Yangon (AFP) - Myanmar's military chief said Friday the junta is open to negotiations with ousted leader Aung San Suu Kyi to end the crisis sparked by its coup after her trials in a junta-run court have concluded.
Suu Kyi, 77, has been detained since the generals toppled her government in a coup on February 1 last year and plunged the Southeast Asian nation into chaos.
She has been jailed for 17 years for a clutch of charges and faces decades more in prison if convicted on a raft of other charges she is battling in a closed junta court.
"After the legal processes against her according to the law are finished we are going to consider (negotiations) based on her response," junta chief Min Aung Hlaing said in a statement.
Journalists have been barred from the proceedings, her lawyers gagged from speaking to the media, and the junta has given no indication of when her trials might conclude.

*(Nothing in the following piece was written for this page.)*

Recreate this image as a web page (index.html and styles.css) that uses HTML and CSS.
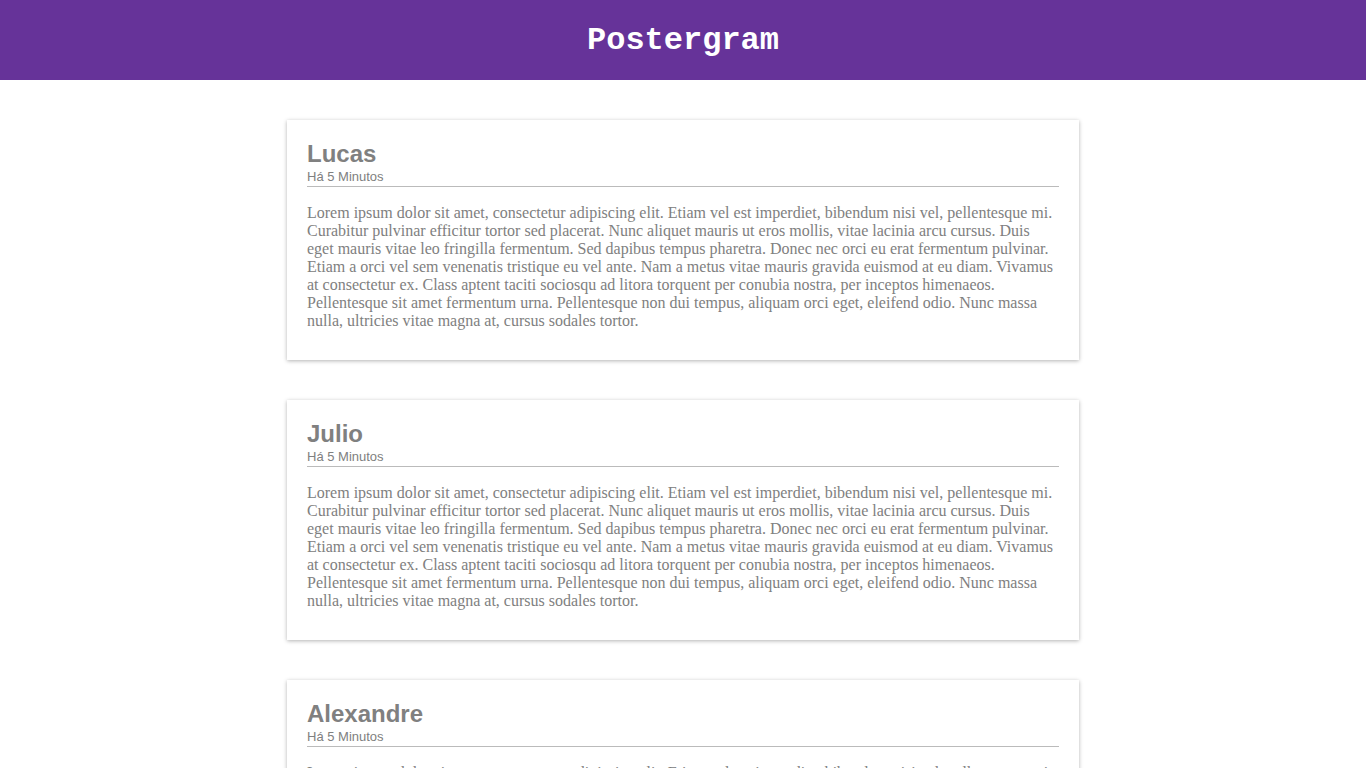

The military regime's cases against Suu Kyi were proceeding according to law, the junta chief said.
He also cited the case of South Korean president Park Geun-hye who "was also sentenced according to the law" for corruption in 2018.
Park was later pardoned and released.
Other charges against Suu Kyi include seven counts of corruption, breaking electoral law and breaching the colonial-era official secrets law -- for which she is co-accused with detained Australian economist Sean Turnell.
Both face up to 15 years in jail if found guilty on that charge.
There was enough evidence against Turnell for a "serious conviction," Min Aung Hlaing said.
The junta could be lenient if the Australian government "acted positively", he said, without providing details.
In July a junta spokesman told AFP it was "not impossible" that the regime would enter into dialogue with Suu Kyi to resolve the turmoil sparked by the military's power-grab last year.
Stalled diplomacy
Suu Kyi remains a revered figure locally for her courageous opposition to a previous junta, despite her international reputation suffering after governing in a power-sharing deal with the generals when she won elections in 2015.
But many of those currently embroiled in fighting with the military have said the movement must go further than what the Nobel laureate led decades ago.
Dissidents today -- including so-called "People's Defence Forces" that have sprung up to fight junta forces -- say the goal now is to permanently root out military dominance from the country's politics and economy.
Diplomatic efforts by the 10-country bloc Association of Southeast Asian Nations (ASEAN) -- of which Myanmar is a member -- have so far failed to halt the bloodshed.
Last year, the bloc agreed on a "five-point consensus", which calls for a cessation of violence and constructive dialogue, but the junta has largely ignored it.
This week UN special envoy Noeleen Heyzer made her first trip to the country since being appointed last year and met Min Aung Hlaing and other top military officials.
But she was denied a meeting with Suu Kyi, and rights groups said they had little optimism her visit would persuade the military to end its bloody crackdown and engage in dialogue with opponents of its coup.
More than 2,200 people have been killed and over 15,000 arrested in the military's crackdown on dissent since it seized power, according to a local monitoring group.